Because sitting, warmed by heaters and overlooking the Place du Tertre in Montmartre, watching the artists pack up and the coat-clad tourists slipping by, waiting for onion soup (the French is implied, of course) and tipping just enough sugar into your hot wine can be enough to obscure (if not actually erase) the 12-hour travel ordeal proceeded it, as well as whatever unfortunate reality prefaced or followed it. Warm and comfortable and on the cusp of an adventure, an hour or a meal can stand out as one of the handful of perfect moments that we get to keep and hold in a life, if we are very lucky indeed.

And so, when things are hard, it’s easy to long for moments like that, because they stand out, independent of context. Were things perfect then? Before or after? No, of course not. But just for that moment, that hour, my needs were met, and things were good, and the future stretched out ahead like infinite possibility – or I could at least pretend that possibility was infinite.

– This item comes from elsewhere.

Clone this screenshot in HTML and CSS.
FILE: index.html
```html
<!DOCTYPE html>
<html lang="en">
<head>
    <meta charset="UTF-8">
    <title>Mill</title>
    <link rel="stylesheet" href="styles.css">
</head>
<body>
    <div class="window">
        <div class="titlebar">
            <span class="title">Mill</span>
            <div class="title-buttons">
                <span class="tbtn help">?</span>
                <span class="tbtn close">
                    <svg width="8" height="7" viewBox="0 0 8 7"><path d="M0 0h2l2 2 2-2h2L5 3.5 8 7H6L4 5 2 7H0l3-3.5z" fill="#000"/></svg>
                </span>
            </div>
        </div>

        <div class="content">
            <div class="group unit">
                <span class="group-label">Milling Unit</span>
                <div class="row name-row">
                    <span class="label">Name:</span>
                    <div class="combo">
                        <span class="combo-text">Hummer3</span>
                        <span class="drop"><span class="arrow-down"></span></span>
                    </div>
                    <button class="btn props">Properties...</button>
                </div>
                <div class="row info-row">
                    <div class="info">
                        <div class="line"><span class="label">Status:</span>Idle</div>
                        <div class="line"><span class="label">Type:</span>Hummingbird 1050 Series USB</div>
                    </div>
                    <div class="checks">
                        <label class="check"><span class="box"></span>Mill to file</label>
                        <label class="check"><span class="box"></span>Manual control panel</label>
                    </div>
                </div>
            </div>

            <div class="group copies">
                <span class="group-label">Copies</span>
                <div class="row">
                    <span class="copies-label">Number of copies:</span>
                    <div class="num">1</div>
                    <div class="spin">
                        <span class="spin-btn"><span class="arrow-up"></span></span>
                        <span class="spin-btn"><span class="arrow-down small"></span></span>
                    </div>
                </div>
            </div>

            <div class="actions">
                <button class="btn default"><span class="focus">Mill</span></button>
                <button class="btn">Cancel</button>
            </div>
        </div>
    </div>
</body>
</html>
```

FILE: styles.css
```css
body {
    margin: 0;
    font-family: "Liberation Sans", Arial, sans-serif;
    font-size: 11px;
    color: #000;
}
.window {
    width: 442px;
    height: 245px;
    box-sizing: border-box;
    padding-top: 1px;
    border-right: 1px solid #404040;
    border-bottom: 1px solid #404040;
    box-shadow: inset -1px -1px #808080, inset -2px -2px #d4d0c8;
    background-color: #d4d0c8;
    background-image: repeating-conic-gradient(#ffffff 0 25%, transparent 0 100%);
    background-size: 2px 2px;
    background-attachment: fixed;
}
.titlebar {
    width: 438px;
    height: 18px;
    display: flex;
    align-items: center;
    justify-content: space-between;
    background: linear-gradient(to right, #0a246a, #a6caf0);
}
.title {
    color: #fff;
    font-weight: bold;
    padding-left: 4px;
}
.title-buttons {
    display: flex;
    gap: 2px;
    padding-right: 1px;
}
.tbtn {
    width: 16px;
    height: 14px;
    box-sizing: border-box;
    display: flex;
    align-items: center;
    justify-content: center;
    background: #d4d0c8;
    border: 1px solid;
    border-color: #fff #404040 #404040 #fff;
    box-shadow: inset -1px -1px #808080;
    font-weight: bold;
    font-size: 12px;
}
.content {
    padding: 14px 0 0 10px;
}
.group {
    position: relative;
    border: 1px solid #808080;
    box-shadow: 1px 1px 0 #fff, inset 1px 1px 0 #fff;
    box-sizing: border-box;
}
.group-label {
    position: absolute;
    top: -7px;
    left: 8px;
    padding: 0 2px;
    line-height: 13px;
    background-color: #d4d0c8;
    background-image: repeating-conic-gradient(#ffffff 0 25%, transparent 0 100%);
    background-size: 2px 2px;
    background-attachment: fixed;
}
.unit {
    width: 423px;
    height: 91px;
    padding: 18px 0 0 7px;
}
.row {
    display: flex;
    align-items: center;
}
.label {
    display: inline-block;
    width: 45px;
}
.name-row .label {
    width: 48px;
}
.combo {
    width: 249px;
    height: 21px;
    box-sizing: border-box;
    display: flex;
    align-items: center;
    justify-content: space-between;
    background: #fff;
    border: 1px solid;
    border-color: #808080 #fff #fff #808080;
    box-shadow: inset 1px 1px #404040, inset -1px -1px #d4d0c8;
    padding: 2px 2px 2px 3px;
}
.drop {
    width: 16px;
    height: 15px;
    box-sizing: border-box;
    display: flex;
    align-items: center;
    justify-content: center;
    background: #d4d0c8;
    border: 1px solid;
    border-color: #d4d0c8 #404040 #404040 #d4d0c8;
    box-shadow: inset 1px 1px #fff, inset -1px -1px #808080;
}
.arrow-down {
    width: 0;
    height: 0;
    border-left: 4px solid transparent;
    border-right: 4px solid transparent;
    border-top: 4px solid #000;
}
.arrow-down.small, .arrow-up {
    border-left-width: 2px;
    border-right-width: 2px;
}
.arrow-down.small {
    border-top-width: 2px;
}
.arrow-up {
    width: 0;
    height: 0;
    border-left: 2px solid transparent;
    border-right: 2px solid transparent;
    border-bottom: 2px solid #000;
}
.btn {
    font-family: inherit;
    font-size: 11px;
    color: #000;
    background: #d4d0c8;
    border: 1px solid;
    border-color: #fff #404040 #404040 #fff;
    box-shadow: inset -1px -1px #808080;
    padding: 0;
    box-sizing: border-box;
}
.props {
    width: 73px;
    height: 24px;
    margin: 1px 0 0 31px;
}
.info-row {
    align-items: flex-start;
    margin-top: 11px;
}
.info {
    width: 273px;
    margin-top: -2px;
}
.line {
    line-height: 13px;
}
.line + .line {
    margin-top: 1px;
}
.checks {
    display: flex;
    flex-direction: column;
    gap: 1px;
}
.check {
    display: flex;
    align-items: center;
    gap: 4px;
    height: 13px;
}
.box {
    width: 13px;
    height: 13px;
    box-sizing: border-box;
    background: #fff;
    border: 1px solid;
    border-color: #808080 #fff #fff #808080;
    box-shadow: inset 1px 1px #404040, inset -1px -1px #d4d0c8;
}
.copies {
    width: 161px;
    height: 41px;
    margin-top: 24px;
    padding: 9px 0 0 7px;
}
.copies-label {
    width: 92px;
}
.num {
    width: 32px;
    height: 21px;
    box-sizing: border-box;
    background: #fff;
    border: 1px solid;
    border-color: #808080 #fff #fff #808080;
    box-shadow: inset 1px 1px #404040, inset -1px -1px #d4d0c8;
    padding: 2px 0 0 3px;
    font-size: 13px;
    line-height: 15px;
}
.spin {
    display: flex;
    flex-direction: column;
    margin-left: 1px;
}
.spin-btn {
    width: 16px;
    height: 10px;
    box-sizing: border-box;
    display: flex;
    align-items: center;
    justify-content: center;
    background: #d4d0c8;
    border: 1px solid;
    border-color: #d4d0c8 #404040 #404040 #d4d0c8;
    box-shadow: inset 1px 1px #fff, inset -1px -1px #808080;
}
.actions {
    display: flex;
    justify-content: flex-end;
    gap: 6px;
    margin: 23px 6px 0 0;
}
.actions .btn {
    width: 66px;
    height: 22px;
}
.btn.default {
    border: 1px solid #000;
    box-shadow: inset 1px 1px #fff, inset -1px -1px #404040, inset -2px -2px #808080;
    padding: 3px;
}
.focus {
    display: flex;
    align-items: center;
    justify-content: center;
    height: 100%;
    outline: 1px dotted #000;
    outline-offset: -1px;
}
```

There will always be Paris. And there will always be me. And the only thing to do is to try to recreate that feeling wherever I end up.

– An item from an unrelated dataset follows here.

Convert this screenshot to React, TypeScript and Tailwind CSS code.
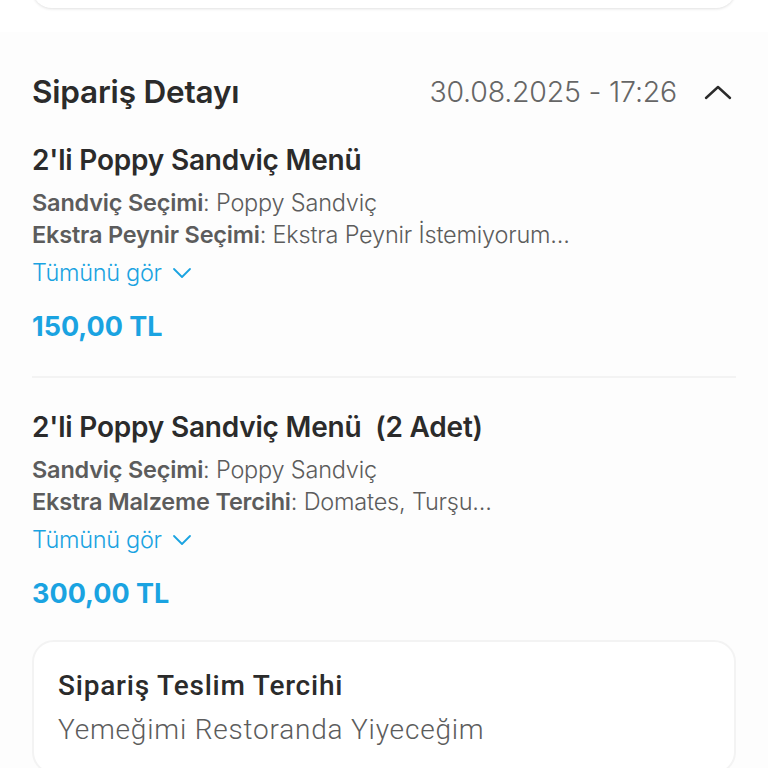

It could be vin chaud in Paris. But it can also be just the right dinner from my own kitchen in a clean apartment. Pulling over on the 101 to look out at the seeming infinity of the ocean, knowing I have what I need to get wherever I’m going. Warm arms around me and nowhere else to be. And these are better things to aim for, because although I will have vin chaud in Paris again, it won’t be the moment when I took the picture at the top. So better to aim for a multitude of perfect moments; the inevitable failures will be fewer and easier to take if I’m looking to augment rather than recreate.

Still, these days, the vin chaud is the thing that calls to me. Autumn seeps into my room at night now, and I can feel the equinox approaching. Times are hard, and I am me, and I treated myself to this book this weekend. I just bought brie and a crusty loaf at the grocery store, which I will enjoy by Lake Merritt in the next couple of days. I do what I can, and I try not to envy my past self too badly.

And I trust there will be more perfect moments ahead. Because I am lucky, and because I plan well.